Availability is probably the defining aspect of IT. If the resource isn't available, no one cares about much else. Availability problems are almost exclusively the responsibility of IT, with "uptime" being their primary metric.
One would expect confidentiality to be fairly central to any "security" team's role. Exfiltration of data is partly a confidentiality problem. However, the biggest headache in the confidentiality world has been disclosure of customer personally identifiable information (PII) via loss or theft of physical assets (laptops, backup tapes) or electronic exposure. Companies now employ dedicated Privacy teams, usually staffed predominantly by lawyers, to specifically address the handling of customer PII. One might have thought the "Security" team should have had responsibility for this subject. Instead, a legal problem ("Do we have to disclose the breach to customers and/or the public?") is being addressed by lawyers.

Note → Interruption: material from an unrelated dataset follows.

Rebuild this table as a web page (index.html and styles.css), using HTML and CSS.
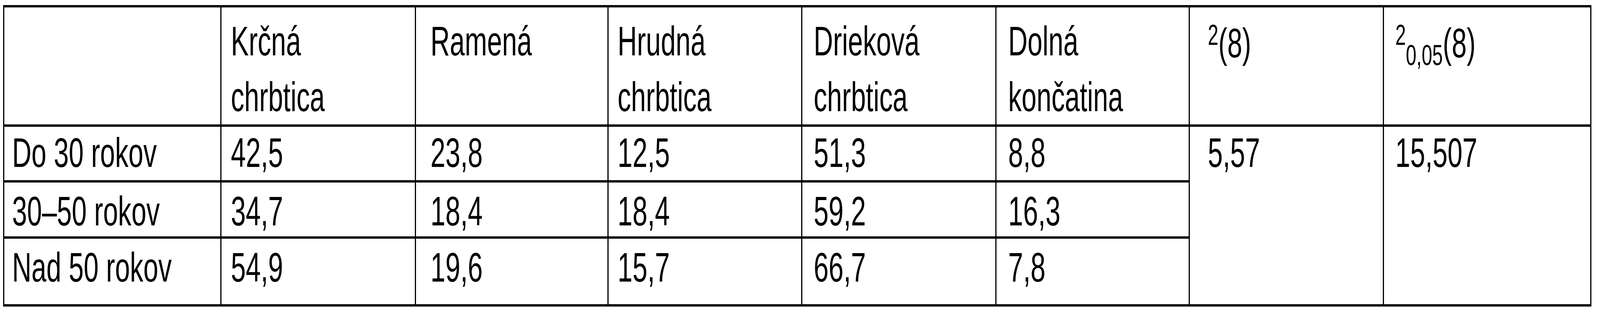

Integrity is the last of the three, and originally I thought it would be the core "security" task for the "Security" team. Then I remembered Sarbanes-Oxley and Section 404. I wondered if the Audit Staff's requirement to assess the "integrity" of records meant they had a more institutionalized role in this area than the "Security" team.
So what does this mean for "Security" teams? Looking at the problem in one way, you might think there is no need for a Security team. CIA is covered by three groups, so Security is redundant. This is a mistake for the following reasons.
- The IT staff is not equipped to resist attacks, especially advanced ones. IT usually does a good job keeping resources functioning when equipment failure, provisioning woes, or misconfiguration causes downtime. IT is usually ill-equipped to stop intelligent adversaries who are three steps ahead of overworking administrators.
- If an IT staff can't handle attackers, there's no way lawyers can. Lawyers tasked with security responsibilities usually outsource everything to high-priced consultants. Legal teams have the budgets for this, but it's not a sustainable situation. Privacy teams focus on salvaging the company brand and market value after a breach; they are not positioned to resist or detect incidents.
- Auditors look for problems and effect change, but they do not implement change. They look for weaknesses in processes and configurations, not intruders who have exploited those vulnerabilities.
I believe this state of affairs leaves the Security team as the one group that has the proper mindset, subject matter expertise, and ability to implement defensive operations to preserve CIA. This mission is not one the Security team accomplishes by itself, if that ever were possible. Rather, Security will (if not already) need to pair itself with IT, Audit, and Privacy in order to be effective. One could say the same for and Compliance groups, Governance officers, and/or Physical Security teams, although I'm less worried about those ties right now.
It should be clear at this point that it doesn't make sense for the Security team to work for IT, given the role it must play. A Security team working for IT is likely to be stuck supporting the Availability aspect of "security" at the expense of the other CIA elements. Furthermore, it could be difficult for Security to build the necessary bonds with Audit and Privacy if those groups see the Security team as "just part of IT," or "technologists."
In this light, it makes sense for Security (CISO) to be next to IT (CTO) in the corporate hierarchy, both working for the CIO. Ultimately the CIO is responsible for the company's information, so I don't see a way for [information] Security to be beyond the CIO's reach.
How does this review compare to your own experience?